La conchiglia, caratterizzata da una valva destra convessa e da una valva sinistra piatta, presenta ornamentazioni a coste. Poiché sono impostate in un substrato pliocenico, le grotte di Tremusa sono sicuramente posteriori a questo periodo. Il processo di formazione delle grotte non è ancora chiarito del tutto. Potrebbero essere state formate da acque superficiali percolate attraverso fessure, che successivamente si sono canalizzate all'interno del massiccio, scorrendo e scavando. In un secondo momento, finita la fase di scavo, è iniziata la deposizione di speleotemi (stalattiti, stalagmiti, veli, colonne). L’erosione delle arenarie incassanti, causata dagli agenti atmosferici, potrebbe avere prodotto l'apertura attuale delle grotte. In alternativa, le grotte potrebbero essere scavate dall'azione dell'ansa di un fiume superficiale. Alcune colonne di carbonato di calcio andrebbero ulteriormente indagate, poiché sembrano sospese dalla volta della grotta. Potrebbe trattarsi della testimonianza di un antico livello del pavimento della grotta. L'attuale pavimento della grotta è di grande interesse. Si cammina su di un riempimento di sedimento a granulometria abbastanza fine, grigiastro. Questo sedimento potrebbe essere stato deposto prima che le grotte si aprissero come tali, quando ancora erano cavità interne al massiccio arenaceo. In tal caso, potrebbe trattarsi di sedimenti provenienti dalla parte sommitale del massiccio e pervenuti all’interno attraverso fessure. Nel caso invece di una deposizione successiva all'apertura delle grotte, potrebbe trattarsi di sedimento portato dall’azione di acque superficiali o dal vento. In entrambi i casi, il sedimento andrebbe studiato con accuratezza, provvedendo ad una campionatura al fine di conoscere granulometria e composizione. Uno o più saggi, inoltre, potrebbero fornire importanti indicazioni paleontologiche. I sedimenti delle grotte, infatti, spesso contengono fossili di vertebrati. I fossili più comuni sono resti di piccoli mammiferi predati da uccelli rapaci che si rifugiano nelle grotte. I grossi rapaci abitualmente rigettano le parti indigeribili delle prede, cioè le ossa, che possono fossilizzare.

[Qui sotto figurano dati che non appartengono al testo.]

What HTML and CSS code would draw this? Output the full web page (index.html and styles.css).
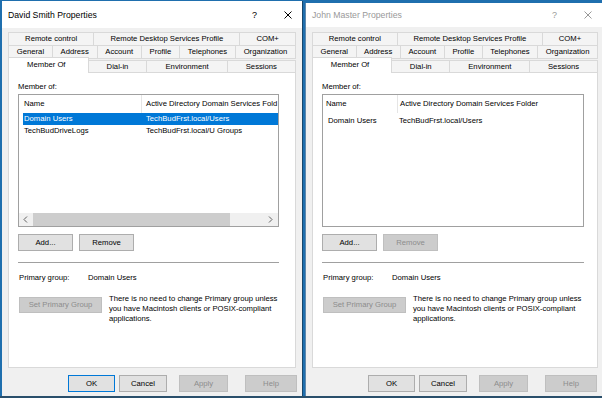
FILE: index.html
```html
<!DOCTYPE html>
<html lang="en">
  <head>
    <meta charset="UTF-8" />
    <title>Properties</title>
    <link rel="stylesheet" href="styles.css">
  </head>

  <body>
    <div class="desk">
      <!-- active dialog -->
      <div class="dlg active">
        <div class="titlebar">
          <div class="ttl">David Smith Properties</div>
          <div class="qmark">?</div>
          <svg class="xbtn" width="8" height="8" viewBox="0 0 8 8"><path d="M0.5 0.5L7.5 7.5M7.5 0.5L0.5 7.5" stroke="#000" stroke-width="1"/></svg>
        </div>
        <div class="tabs">
          <div class="tabrow">
            <div class="tab">Remote control</div>
            <div class="tab">Remote Desktop Services Profile</div>
            <div class="tab">COM+</div>
          </div>
          <div class="tabrow">
            <div class="tab">General</div>
            <div class="tab">Address</div>
            <div class="tab">Account</div>
            <div class="tab">Profile</div>
            <div class="tab">Telephones</div>
            <div class="tab">Organization</div>
          </div>
          <div class="tabrow front">
            <div class="tab sel">Member Of</div>
            <div class="tab">Dial-in</div>
            <div class="tab">Environment</div>
            <div class="tab">Sessions</div>
          </div>
        </div>
        <div class="panel">
          <div class="lbl">Member of:</div>
          <div class="list wide">
            <div class="lhead">
              <div class="c1">Name</div>
              <div class="c2">Active Directory Domain Services Fold</div>
            </div>
            <div class="lrow sel">
              <div class="c1">Domain Users</div>
              <div class="c2">TechBudFrst.local/Users</div>
            </div>
            <div class="lrow">
              <div class="c1">TechBudDriveLogs</div>
              <div class="c2">TechBudFrst.local/U Groups</div>
            </div>
            <div class="lfill"></div>
            <div class="hscroll">
              <svg class="arr" width="5" height="7" viewBox="0 0 5 7"><path d="M4 0.5L1 3.5L4 6.5" fill="none" stroke="#606060" stroke-width="1"/></svg>
              <div class="thumb"></div>
              <div class="trk"></div>
              <svg class="arr" width="5" height="7" viewBox="0 0 5 7"><path d="M1 0.5L4 3.5L1 6.5" fill="none" stroke="#606060" stroke-width="1"/></svg>
            </div>
          </div>
          <div class="btnrow">
            <div class="btn">Add...</div>
            <div class="btn">Remove</div>
          </div>
          <div class="sep"></div>
          <div class="pg">
            <div class="pgl">Primary group:</div>
            <div>Domain Users</div>
          </div>
          <div class="setpg">
            <div class="btn off big">Set Primary Group</div>
            <div class="note">There is no need to change Primary group unless you have Macintosh clients or POSIX-compliant applications.</div>
          </div>
        </div>
        <div class="foot">
          <div class="btn ok def">OK</div>
          <div class="btn cancel">Cancel</div>
          <div class="btn apply off">Apply</div>
          <div class="btn help off">Help</div>
        </div>
      </div>

      <!-- inactive dialog -->
      <div class="dlg idle">
        <div class="titlebar">
          <div class="ttl">John Master Properties</div>
          <div class="qmark">?</div>
          <svg class="xbtn" width="8" height="8" viewBox="0 0 8 8"><path d="M0.5 0.5L7.5 7.5M7.5 0.5L0.5 7.5" stroke="#999" stroke-width="1"/></svg>
        </div>
        <div class="tabs">
          <div class="tabrow">
            <div class="tab">Remote control</div>
            <div class="tab">Remote Desktop Services Profile</div>
            <div class="tab">COM+</div>
          </div>
          <div class="tabrow">
            <div class="tab">General</div>
            <div class="tab">Address</div>
            <div class="tab">Account</div>
            <div class="tab">Profile</div>
            <div class="tab">Telephones</div>
            <div class="tab">Organization</div>
          </div>
          <div class="tabrow front">
            <div class="tab sel">Member Of</div>
            <div class="tab">Dial-in</div>
            <div class="tab">Environment</div>
            <div class="tab">Sessions</div>
          </div>
        </div>
        <div class="panel">
          <div class="lbl">Member of:</div>
          <div class="list narrow">
            <div class="lhead">
              <div class="c1">Name</div>
              <div class="c2">Active Directory Domain Services Folder</div>
            </div>
            <div class="lrow">
              <div class="c1">Domain Users</div>
              <div class="c2">TechBudFrst.local/Users</div>
            </div>
            <div class="lfill"></div>
          </div>
          <div class="btnrow">
            <div class="btn">Add...</div>
            <div class="btn off">Remove</div>
          </div>
          <div class="sep"></div>
          <div class="pg">
            <div class="pgl">Primary group:</div>
            <div>Domain Users</div>
          </div>
          <div class="setpg">
            <div class="btn off big">Set Primary Group</div>
            <div class="note">There is no need to change Primary group unless you have Macintosh clients or POSIX-compliant applications.</div>
          </div>
        </div>
        <div class="foot">
          <div class="btn ok">OK</div>
          <div class="btn cancel">Cancel</div>
          <div class="btn apply off">Apply</div>
          <div class="btn help off">Help</div>
        </div>
      </div>
    </div>
  </body>
</html>
```

FILE: styles.css
```css
body {
  margin: 0;
  padding: 0;
  background: #1f6fae;
  font-family: "Liberation Sans", Arial, sans-serif;
  font-size: 7.7px;
  color: #000000;
}

.desk {
  display: flex;
  height: 396px;
  padding-left: 2px;
  align-items: flex-start;
  border-bottom: 2px solid #2a4f6b;
}

.dlg {
  display: flex;
  flex-direction: column;
  background: #f0f0f0;
  box-sizing: border-box;
}

.dlg.active {
  width: 301px;
  height: 395px;
  margin-top: 1px;
  border-right: 1px solid #17476e;
}

.dlg.idle {
  width: 297px;
  height: 393px;
  margin-top: 3px;
  margin-left: 2px;
  border-left: 1px solid #5f88ad;
}

/* title bar */
.titlebar {
  display: flex;
  align-items: center;
  height: 27px;
  padding: 0 10px 0 6px;
  background: #ffffff;
  flex-shrink: 0;
}

.ttl {
  flex: 1;
  font-size: 8.7px;
}

.qmark {
  font-size: 9px;
  margin-right: 27px;
}

.idle .titlebar {
  height: 24px;
}

.idle .ttl,
.idle .qmark {
  color: #999999;
}

/* tabs */
.tabs {
  margin: 4px 6px 0 6px;
  flex-shrink: 0;
}

.idle .tabs {
  margin-top: 5px;
  margin-left: 6px;
  margin-right: 4px;
}

.tabrow {
  display: flex;
  height: 14px;
  margin-bottom: -1px;
}

.tabrow.front {
  height: 15px;
  align-items: flex-end;
  position: relative;
  z-index: 2;
  margin-bottom: -1px;
}

.tab {
  flex: 1 1 auto;
  height: 14px;
  line-height: 12px;
  text-align: center;
  white-space: nowrap;
  border: 1px solid #d9d9d9;
  margin-left: -1px;
  background: #f4f4f4;
  box-sizing: border-box;
}

.tab:first-child {
  margin-left: 0;
}

.front .tab {
  height: 13px;
  line-height: 11px;
}

.front .tab.sel {
  height: 16px;
  line-height: 13px;
  background: #ffffff;
  border-bottom: none;
  padding-right: 4px;
}

/* panel */
.panel {
  height: 296px;
  margin: 0 6px;
  padding: 9px 16px 0 9px;
  background: #ffffff;
  border: 1px solid #d9d9d9;
  box-sizing: border-box;
  flex-shrink: 0;
}

.idle .panel {
  margin: 0 4px 0 6px;
  padding-right: 13px;
}

.lbl {
  line-height: 10px;
  margin-bottom: 2px;
}

.list {
  display: flex;
  flex-direction: column;
  height: 133px;
  border: 1px solid #a0a0a0;
  box-sizing: border-box;
  overflow: hidden;
}

.lhead {
  display: flex;
  height: 18px;
  line-height: 18px;
  white-space: nowrap;
}

.lrow {
  display: flex;
  height: 12px;
  line-height: 12px;
  white-space: nowrap;
  margin-left: 4px;
}

.lrow.sel {
  background: #0078d7;
  color: #ffffff;
}

.c1 {
  flex-shrink: 0;
  overflow: hidden;
}

.c2 {
  flex-shrink: 0;
}

.wide .lhead .c1 {
  width: 117px;
  padding-left: 5px;
  border-right: 1px solid #e5e5e5;
}

.wide .lhead .c2 {
  padding-left: 4px;
}

.wide .lrow .c1 {
  width: 117px;
  padding-left: 1px;
}

.wide .lrow .c2 {
  padding-left: 5px;
}

.narrow .lhead .c1 {
  width: 71px;
  padding-left: 3px;
  border-right: 1px solid #e5e5e5;
}

.narrow .lhead .c2 {
  padding-left: 2px;
}

.narrow .lrow {
  margin-left: 0;
  margin-top: 2px;
}

.narrow .lrow .c1 {
  width: 71px;
  padding-left: 5px;
}

.narrow .lrow .c2 {
  padding-left: 0;
}

.lfill {
  flex: 1;
}

.hscroll {
  display: flex;
  align-items: center;
  height: 13px;
  background: #f0f0f0;
  flex-shrink: 0;
}

.arr {
  margin: 0 5px 0 4px;
}

.thumb {
  width: 197px;
  height: 13px;
  background: #cdcdcd;
}

.trk {
  flex: 1;
}

/* buttons */
.btn {
  height: 17px;
  line-height: 15px;
  text-align: center;
  background: #e1e1e1;
  border: 1px solid #adadad;
  box-sizing: border-box;
  white-space: nowrap;
}

.btn.def {
  border-color: #0078d7;
}

.btn.off {
  background: #cccccc;
  border-color: #bfbfbf;
  color: #8c8c8c;
}

.btnrow {
  display: flex;
  gap: 6px;
  margin-top: 7px;
}

.btnrow .btn {
  width: 55px;
}

.sep {
  height: 1px;
  background: #a0a0a0;
  margin-top: 11px;
}

.pg {
  display: flex;
  line-height: 10px;
  margin-top: 10px;
  padding-left: 1px;
}

.pgl {
  width: 69px;
}

.setpg {
  display: flex;
  align-items: flex-start;
  margin-top: 14px;
  padding-left: 1px;
}

.btn.big {
  width: 83px;
  flex-shrink: 0;
  height: 16px;
  line-height: 14px;
}

.note {
  margin-left: 7px;
  margin-top: -3px;
  line-height: 10px;
}

/* footer */
.foot {
  display: flex;
  justify-content: flex-end;
  padding: 7px 5px 0 0;
}

.foot .ok {
  width: 47px;
}

.foot .cancel {
  width: 48px;
  margin-left: 4px;
}

.foot .apply {
  width: 49px;
  margin-left: 12px;
}

.foot .help {
  width: 52px;
  margin-left: 17px;
}
```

Inoltre, in ambienti di grotta possono pervenire resti di altri vertebrati, anche di grosse dimensioni, attraverso fessure e aperture all’esterno.
Le indagini condotte in tal senso dovrebbero essere eseguite da un paleontologico, con il permesso della Soprintendenza alle Antichità della Calabria. I ritrovamenti di vertebrati fossili nella provincia di Reggio Calabria sono i pochi e le grotte di Tremusa potrebbero rivelarsi un sito interessante”.
“Non lontano da Melia si trova una località denominata rutti i tremusa, caratterizzata dalla presenza di grotte di natura calcareo-conchiglifera che fanno parte del vasto territorio pliocenico reggino che dalla fiumara di Favazzina si notano quasi fino a quello di Croce Valanidi. Il toponimo presenta le varianti tremusa, tremisi; il Rohlfs registra la forma rutti i Cremissi e ancora, nella zona, si ritrovano le denominazioni akkua i tremisa, con riferimento all’acquedotto del comune di Scilla e passu i tremusa, punto di guado della fiumara Favazzina lungo il percorso della via Popilia, antica strada consolare romana. Mentre il Rohlfs non fornisce un 'etimologia del toponimo, molto convincente appare quella proposta dall’Alessio, che lo fa derivare dal greco tremousa “(terra) tremante”.
Tale derivazione, oltre a rispecchiare la morfologia della zona, trova confronto nel calabrese tremula "melma dei fiumi" che il Rohlfs registra proprio nella zona di Scilla”.